Choosing Passwords

Passwords are a ubiquitous form of security protection. Unfortunately many users do not take the extra effort to properly secure their passwords. With a few minor guidelines, your passwords will become far harder to break.

Many users select a password that is easy to guess (such as a name, date, address, or "password"). It is sadly not uncommon to find a password stuck to a monitor on a Post-It note.

There are three main approaches to cracking passwords: intelligent guessing, trying random word and number combinations, and automated software that tries every possible combination of characters. Given enough time, the automated method can crack any password. In fact network passwords that once took weeks to crack can now be cracked in hours due to the overall increase in computing power available. However, it still can take months to crack a strong password.

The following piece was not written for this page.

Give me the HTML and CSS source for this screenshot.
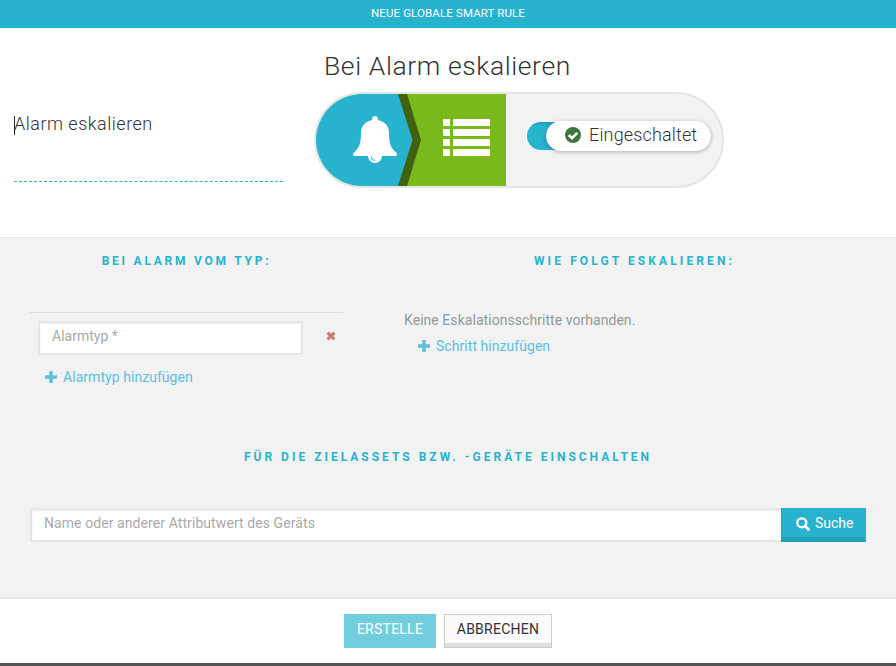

Tips for selecting a hard-to-crack password include:

  • Select a password at least seven characters long. Some systems use algorithms which have an optimum length...for instance Windows XP has the strongest encryption with either 7- or 14-character passwords.
  • Use a mix of letters (upper case and lower case), numbers, and symbols, such as: ` ~ ! @ # $ % ^ & * ( ) _ + - = { } | [ ] \ : " ; ' < > ? , . /. Some users "spell" words, for example "1T$" (ITS).
  • Use one or more numbers or symbols in the middle of the password (rather than adding one at the beginning or end).
  • Do not use your name or login name.
  • Change passwords frequently and do not repeat passwords. Most networks can be set to manage this automatically on a company-wide basis.
  • Do not allow Windows, Internet Explorer, or other software to remember your passwords for you. This lets anyone else sit down at your PC to access these web sites or network resources.

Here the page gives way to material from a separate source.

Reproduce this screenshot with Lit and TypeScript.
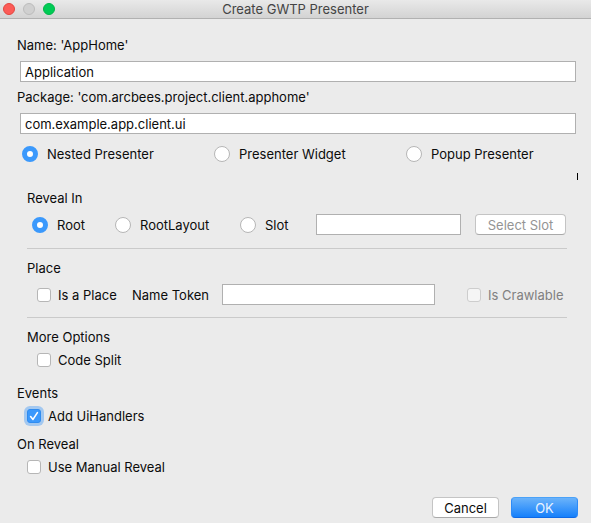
import { LitElement, html, css, nothing } from "lit";
import { customElement } from "lit/decorators.js";

@customElement("app-root")
export class AppRoot extends LitElement {
  static styles = css`
    :host {
      display: block;
      min-height: 100vh;
      background: #ebebeb;
      color: #0c0c0c;
      font: 13px/16px Inter, "Liberation Sans", sans-serif;
    }
    * {
      box-sizing: border-box;
    }
    .titlebar {
      display: grid;
      grid-template-columns: 1fr auto 1fr;
      align-items: center;
      height: 19px;
      padding: 0 3px;
      background: linear-gradient(#e9e9e9, #d3d3d3);
      border-bottom: 1px solid #b1b1b1;
    }
    .lights {
      display: flex;
      gap: 8px;
    }
    .light {
      width: 12px;
      height: 12px;
      padding: 0;
      border: 1px solid #e2463f;
      border-radius: 50%;
      background: #fc5b57;
    }
    .light.minimize {
      background: #d0d0d0;
      border-color: #bcbcbc;
    }
    .light.zoom {
      background: #00cb55;
      border-color: #00b548;
    }
    .title {
      margin: 0;
      font: inherit;
      line-height: 16px;
      color: #444;
    }
    form {
      padding: 18px 13px 5px 17px;
    }
    fieldset {
      min-width: 0;
      margin: 0;
      padding: 0;
      border: 0;
    }
    legend {
      padding: 0;
    }
    .field {
      display: flex;
      flex-direction: column;
      gap: 8px;
      margin: 0 2px 7px 0;
    }
    .field .text {
      margin-left: 3px;
    }
    .text {
      min-width: 0;
      height: 21px;
      padding: 0 4px;
      border: 1px solid #b0b0b0;
      border-radius: 0;
      outline: none;
      background: #fff;
      color: inherit;
      font: inherit;
    }
    .choice {
      display: flex;
      align-items: center;
      gap: 7px;
      white-space: nowrap;
    }
    .choice.off {
      color: #808080;
    }
    .choice input {
      appearance: none;
      flex: none;
      margin: 0;
      width: 14px;
      height: 14px;
      border: 1px solid #b6b6b6;
      border-radius: 3px;
      background: #fff;
      outline: none;
    }
    .choice input:disabled {
      background: #f5f5f5;
      border-color: #cdcdcd;
    }
    .choice.radio {
      gap: 9px;
    }
    .choice.radio input {
      width: 16px;
      height: 16px;
      border-radius: 50%;
    }
    .choice.radio input:checked {
      border: 5px solid #3b99fc;
    }
    .tick {
      display: grid;
      flex: none;
    }
    .tick > * {
      grid-area: 1 / 1;
    }
    .tick svg {
      width: 14px;
      height: 14px;
      pointer-events: none;
      visibility: hidden;
    }
    .tick input:checked {
      background: #3b99fc;
      border-color: #2f8cf0;
      box-shadow: 0 0 0 3px #a3c8f0;
    }
    .tick input:checked + svg {
      visibility: visible;
    }
    .kinds {
      display: grid;
      grid-template-columns: 192fr 192fr 170fr;
      margin: 12px 2px 0 5px;
    }
    .caret {
      width: 1px;
      height: 7px;
      margin: 11px 0 10px auto;
      background: #000;
    }
    .panel {
      margin: 0 11px 0 10px;
    }
    .row {
      display: grid;
      align-items: center;
      margin-top: 8px;
    }
    .row.reveal {
      grid-template-columns: 83px 125px 76px 1fr 91px;
      padding: 0 1px 1px 5px;
    }
    .row.reveal .text {
      margin-right: 14px;
    }
    .row.place {
      grid-template-columns: 95px 90px 1fr 100px;
      padding-left: 10px;
    }
    .row.place .text {
      margin-right: 32px;
    }
    .row.single {
      margin-top: 7px;
      padding-left: 10px;
    }
    hr {
      height: 1px;
      margin: 12px 0 11px;
      border: 0;
      background: #cacaca;
    }
    .events {
      margin-top: 17px;
    }
    .manual {
      margin-top: 12px;
    }
    .actions {
      display: flex;
      justify-content: flex-end;
      gap: 12px;
      margin-top: 22px;
    }
    .button {
      height: 21px;
      padding: 0;
      border: 1px solid #c4c4c4;
      border-bottom-color: #a9a9a9;
      border-radius: 4px;
      background: #fff;
      color: #0c0c0c;
      font: inherit;
      white-space: nowrap;
    }
    .button:disabled {
      color: #949494;
    }
    .actions .button {
      width: 67px;
    }
    .button.primary {
      border-color: #4ba2f8 #2d8bf8 #0e69e6;
      background: linear-gradient(#6bb3fa, #1580fb);
      color: #e9f3ff;
    }
  `;

  private radio(group: string, label: string, checked = false) {
    return html`<label class="choice radio"
      ><input type="radio" name=${group} ?checked=${checked} />${label}</label
    >`;
  }

  private check(label: string, checked = false, disabled = false) {
    return html`<label class="choice ${disabled ? "off" : ""}"
      ><span class="tick"
        ><input type="checkbox" ?checked=${checked} ?disabled=${disabled} />${disabled
          ? nothing
          : html`<svg viewBox="0 0 14 14" aria-hidden="true">
              <path
                d="M3.6 7.6 6 10.4 10.4 3.6"
                fill="none"
                stroke="#fff"
                stroke-width="1.6"
                stroke-linecap="round"
                stroke-linejoin="round"
              />
            </svg>`}</span
      >${label}</label
    >`;
  }

  render() {
    return html`
      <header class="titlebar">
        <div class="lights">
          <button class="light" aria-label="Close"></button>
          <button class="light minimize" aria-label="Minimize" disabled></button>
          <button class="light zoom" aria-label="Zoom"></button>
        </div>
        <h1 class="title">Create GWTP Presenter</h1>
      </header>
      <form @submit=${(e: Event) => e.preventDefault()}>
        <div class="field">
          <label for="name">Name: 'AppHome'</label>
          <input class="text" id="name" type="text" value="Application" />
        </div>
        <div class="field">
          <label for="package">Package: 'com.arcbees.project.client.apphome'</label>
          <input class="text" id="package" type="text" value="com.example.app.client.ui" />
        </div>
        <div class="kinds" role="radiogroup" aria-label="Presenter type">
          ${this.radio("kind", "Nested Presenter", true)}
          ${this.radio("kind", "Presenter Widget")}
          ${this.radio("kind", "Popup Presenter")}
        </div>
        <div class="caret"></div>
        <div class="panel">
          <fieldset>
            <legend>Reveal In</legend>
            <div class="row reveal">
              ${this.radio("reveal", "Root", true)}
              ${this.radio("reveal", "RootLayout")}
              ${this.radio("reveal", "Slot")}
              <input class="text" type="text" aria-label="Slot" />
              <button class="button" type="button" disabled>Select Slot</button>
            </div>
          </fieldset>
          <hr />
          <fieldset>
            <legend>Place</legend>
            <div class="row place">
              ${this.check("Is a Place")}
              <label for="token">Name Token</label>
              <input class="text" id="token" type="text" />
              ${this.check("Is Crawlable", false, true)}
            </div>
          </fieldset>
          <hr />
          <fieldset>
            <legend>More Options</legend>
            <div class="row single">${this.check("Code Split")}</div>
          </fieldset>
        </div>
        <fieldset class="events">
          <legend>Events</legend>
          <div class="row single">${this.check("Add UiHandlers", true)}</div>
        </fieldset>
        <fieldset class="manual">
          <legend>On Reveal</legend>
          <div class="row single">${this.check("Use Manual Reveal")}</div>
        </fieldset>
        <div class="actions">
          <button class="button" type="button">Cancel</button>
          <button class="button primary" type="submit">OK</button>
        </div>
      </form>
    `;
  }
}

As we discussed in our Trends column last year, biometric security may be the way of the future. These devices identify biologically unique characteristics and use them to limit access to a system. A common method is to use a fingerprint and have the device mathematically calculate a long, seemingly random password from that. Then all the user has to do is to use their fingerprint instead of typing in a password. These devices already exist today, for a fairly low cost.

Smart Cards

Since Windows 2000, Microsoft has supported smart cards for remote or network access. Users must use a special card and PIN to gain access. However, this probably will not work with all software.

Password Managers

Another alternative is password management software. These programs maintain an encrypted list of passwords for you. You simply enter one password or key phrase to unlock the list and look up any login and password as desired. Some will even generate hard-to-guess random passwords for you, and remember web addresses to jump directly to the desired web site.